Less impressive is an overall humdrum feeling the movie left me with after all was said and done.  I’m not suggesting the movie isn’t terrific popcorn entertainment or doesn’t contain a handful of impressively filmed sequences (like Evan Peters as Quicksilver showing off his talents while Jim Croce’s “Time in a Bottle” plays in the background) but it all feels overly calculated, designed to allow the franchise to continue without really having to answer for past mistakes.

With Lawrence’s star gone supernova since the last installment, her part is significantly beefed up here.  Mystique has never been so front and center and Lawrence manages to eek out some nice moments under her full body make-up.  As the younger Professor X and Magneto, James McAvoy (Trance) and Michael Fassbender (12 Years a Slave) don’t seem quite as invested this time around, but then again there’s not the same kind of character discovery available to them.  Jackman can play the role in his sleep…and by now it looks like he is.

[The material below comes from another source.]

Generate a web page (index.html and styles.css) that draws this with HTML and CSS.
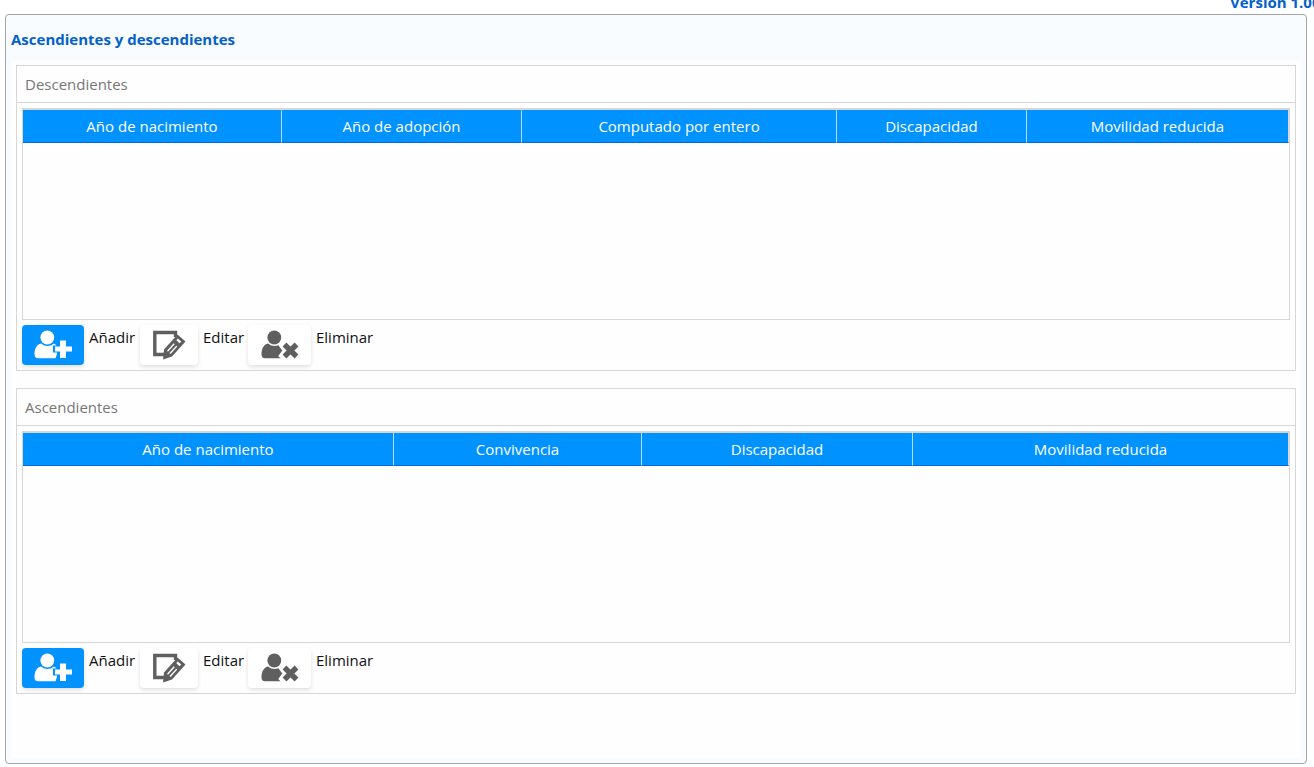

Moving fast through its 131 minute running length, the end of the film sets up the next volume of X-Men escapades nicely…but then again if you really think about it that’s all the movie seemed interested in in the first place.  Fairly and frequently violent for a PG-13 film, parents should think twice before bringing young children along…Godzilla has less death/carnage in it.

With all my griping about overall ulterior motives, I’ll admit the movie fits neatly into the mode of summer blockbuster by combining all the right elements into the mix.  I think fans will look back and see the mechanics of the script in years to come…but by that time these will be the true days of future past.